В качестве примера я хотел бы рассмотреть одну из публикаций музея, рассказывающую об ЛГБТ-прессе 1990‐х годов. Этот пример позволяет хорошо передать характер возможного повествования идентитарной истории ЛГБТ в России, с одной стороны, а с другой — поставить теоретические вопросы о квир-архивировании. Обзор «Гей-пресса России в 1990–2000‐е годы»325, согласно тексту «архивной» записи, дает яркие примеры того, какие газеты издавались в разных регионах и городах страны для гомосексуальной аудитории до развития интернета. Это, конечно, не все публикации, касающиеся этой темы, но тем не менее виртуальная экспозиция оформлена так, чтобы показать широкую совокупность соответствующего архивного материала: от уголовной тематики до объявлений о знакомствах. Выбранные для демонстрации экспонаты предлагают читателям разные формы идентификации с материалом и воспроизводят конкретные нормы сообщества в их исторической форме. Так, страницы газеты «Голубок», издаваемой в Чите, представляют собой яркий пример относительно полного набора норм российского мужского гомосексуального сообщества. Здесь публикуются новости, эротические фотографии, объявления о вечеринках и дискотеках, реклама видеокассет с фильмами, которые можно заказать по почте из города Ангарска-13, поздравления с праздниками и объявления о знакомствах.

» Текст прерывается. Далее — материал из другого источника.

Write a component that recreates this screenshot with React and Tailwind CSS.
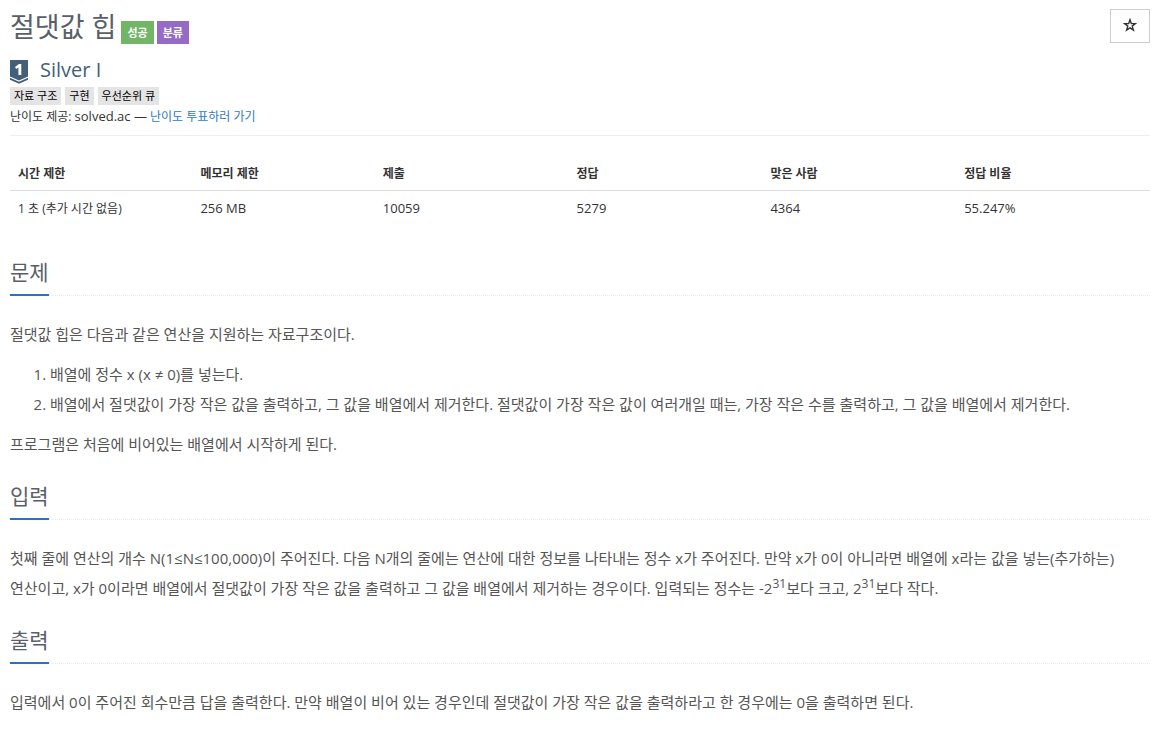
import clsx from 'clsx'

const stats = [
  { label: '시간 제한', value: '1 초 (추가 시간 없음)', width: 'w-[16%]', size: 'text-xs leading-5' },
  { label: '메모리 제한', value: '256 MB', width: 'w-[16%]' },
  { label: '제출', value: '10059', width: 'w-[17%]' },
  { label: '정답', value: '5279', width: 'w-[17%]' },
  { label: '맞은 사람', value: '4364', width: 'w-[17%]' },
  { label: '정답 비율', value: '55.247%', width: 'w-[17%]' },
]

const tags = ['자료 구조', '구현', '우선순위 큐']

function Label({ color, children }) {
  return (
    <span className={clsx('h-[23px] px-[6px] text-[11px] leading-[23px] font-bold text-white', color)}>
      {children}
    </span>
  )
}

// Solved.ac tier badge
function TierBadge() {
  return (
    <svg viewBox="0 0 18 24" className="w-[18px] h-6" aria-hidden="true">
      <path d="M0 0h18v16.4l-9 4-9-4z" fill="#435f7a" />
      <path d="M0 17.8l9 4 9-4v2l-9 4-9-4z" fill="#435f7a" />
      <path d="M11.3 15H8.4V7.6L6.2 9 5 7.1 9 4h2.3z" fill="#fff" />
    </svg>
  )
}

function StarIcon() {
  return (
    <svg viewBox="0 0 14 14" className="mr-px mb-0.5 w-[14px] h-[14px]" fill="none" stroke="#333" strokeWidth="1.4" aria-hidden="true">
      <path d="M7 1.8l1.3 3.7 4.2.1-3.3 2.5 1.2 4L7 9.8l-3.4 2.3 1.2-4-3.3-2.5 4.2-.1z" />
    </svg>
  )
}

// Section with underlined heading
function Section({ title, children }) {
  return (
    <section className="mb-[21px]">
      <div className="mb-[23px] border-b border-dotted border-[#eaeaee]">
        <h2 className="-mb-px inline-block border-b-2 border-[#3071b9] pb-[5px] align-bottom text-[21px] leading-[33px] text-[#585f69]">
          {title}
        </h2>
      </div>
      <div className="space-y-[10px] text-[15px] leading-[30px] break-keep text-[#555]">{children}</div>
    </section>
  )
}

function App() {
  return (
    <main
      lang="ko"
      className="bg-white pt-[9px] pr-[9px] pl-[10px] font-['Open_Sans','Noto_Sans_CJK_KR',sans-serif] text-[13px] leading-5 text-[#333]"
    >
      <header className="flex items-start justify-between border-b border-[#eee] pb-2">
        <div>
          <div className="flex items-end gap-[5px]">
            <h1 className="text-[27px] leading-[35px] text-[#585f69]">절댓값 힙</h1>
            <div className="flex gap-[3px]">
              <Label color="bg-[#72b566]">성공</Label>
              <Label color="bg-[#966bc6]">분류</Label>
            </div>
          </div>
          <div className="mt-3 flex items-end gap-3">
            <TierBadge />
            <span className="text-xl leading-7 text-[#435f7a]">Silver I</span>
          </div>
          <ul className="mt-[3px] flex gap-1 text-[11px] leading-[18px] text-black">
            {tags.map((tag) => (
              <li key={tag} className="bg-[#e4e4e4] px-1">{tag}</li>
            ))}
          </ul>
          <p className="mt-px text-xs leading-5">
            난이도 제공: <span className="text-[13px]">solved.ac —</span>{' '}
            <a href="#vote" className="text-[#3079c2]">난이도 투표하러 가기</a>
          </p>
        </div>
        <button
          type="button"
          aria-label="즐겨찾기"
          className="flex h-[34px] w-10 items-center justify-center border border-[#ccc]"
        >
          <StarIcon />
        </button>
      </header>

      <table className="mt-5 mb-[29px] w-full table-fixed text-left">
        <thead>
          <tr className="border-b border-[#ddd]">
            {stats.map(({ label, width }) => (
              <th key={label} className={clsx('px-2 pt-2 pb-[6px] text-xs leading-5 font-bold', width)}>{label}</th>
            ))}
          </tr>
        </thead>
        <tbody>
          <tr>
            {stats.map(({ label, value, size }) => (
              <td key={label} className={clsx('px-2 pt-[7px] pb-2 align-baseline', size)}>{value}</td>
            ))}
          </tr>
        </tbody>
      </table>

      <Section title="문제">
        <p>절댓값 힙은 다음과 같은 연산을 지원하는 자료구조이다.</p>
        <ol className="list-decimal pl-10">
          <li>배열에 정수 x (x ≠ 0)를 넣는다.</li>
          <li>
            배열에서 절댓값이 가장 작은 값을 출력하고, 그 값을 배열에서 제거한다. 절댓값이 가장 작은 값이 여러개일
            때는, 가장 작은 수를 출력하고, 그 값을 배열에서 제거한다.
          </li>
        </ol>
        <p>프로그램은 처음에 비어있는 배열에서 시작하게 된다.</p>
      </Section>

      <Section title="입력">
        <p>
          첫째 줄에 연산의 개수 N(1≤N≤100,000)이 주어진다. 다음 N개의 줄에는 연산에 대한 정보를 나타내는 정수 x가
          주어진다. 만약 x가 0이 아니라면 배열에 x라는 값을 넣는(추가하는) 연산이고, x가 0이라면 배열에서 절댓값이
          가장 작은 값을 출력하고 그 값을 배열에서 제거하는 경우이다. 입력되는 정수는 -2
          <sup className="text-xs leading-none">31</sup>보다 크고, 2
          <sup className="text-xs leading-none">31</sup>보다 작다.
        </p>
      </Section>

      <Section title="출력">
        <p>
          입력에서 0이 주어진 회수만큼 답을 출력한다. 만약 배열이 비어 있는 경우인데 절댓값이 가장 작은 값을
          출력하라고 한 경우에는 0을 출력하면 된다.
        </p>
      </Section>
    </main>
  )
}

export default App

Первый номер газеты «Голубок» открывается приветствием редактора, в котором он радостно сообщает: «Коллектив нашей редакции приложил максимум усилий и вот результат — ты держишь в своих ручонках первый номер газеты для читинских гомосексуалистов. С чем тебя и поздравляю!»326 В этом высказывании отражается исторически конкретная форма мужской гомосексуальности, выраженная ныне устаревшим словом «гомосексуалист», использование которого сегодня уже не считается приемлемым в сообществе. Но важнее другое — та специфическая эстетика, в которой написана редакционная колонка: она в англоязычной литературе обозначается словом «camp» — китчевая эстетика субкультуры геев, популяризирующая гендерные перевоплощения, ироничный язык и «манерный» стиль. Однако кажущаяся «легкость» «кэмпа» дополняется политической повесткой угнетенной сексуальности. Так, открытие летнего сезона работы танцевального клуба «Голубая звезда», анонсируемое на первой странице газеты, приурочено к четвертой годовщине отмены статьи за «мужеложство». В ироничной манере этот день называется «Всероссийским праздником гомосексуалистов». Российская гей-идентичность того периода была бы неполной без отсылки к собственно сексу:

Женьке (221), Павлу Д., Джону, Вовчику (О-ля),

Юре (Якутск), Тёмке (Кр-к)

Люблю тебя, как рыба воду.

Люблю тебя, как зверь свободу.

Люблю тебя, как солнца свет.

А ты меня, наверно, нет?!

Игорь327

Эти стихи представлены в разделе «Happy Birthday» над фотографией мускулистого белого мужчины в нижнем белье, являющегося характерным объектом желания в гей-порно и эротике328. Текст стихотворения адресован сразу множеству мужчин из разных географических локаций. Если гей-идентичность обладает какими-то конкретными чертами, то помимо стилистической и политической составляющей к ним, безусловно, относят богатую парт­нерами сексуальную практику. Хотя опыт конкретных людей может не соответствовать этому образу, фонтанирующая сексуальность продолжает оставаться неотъемлемым культурным шаблоном гей-идентичности329.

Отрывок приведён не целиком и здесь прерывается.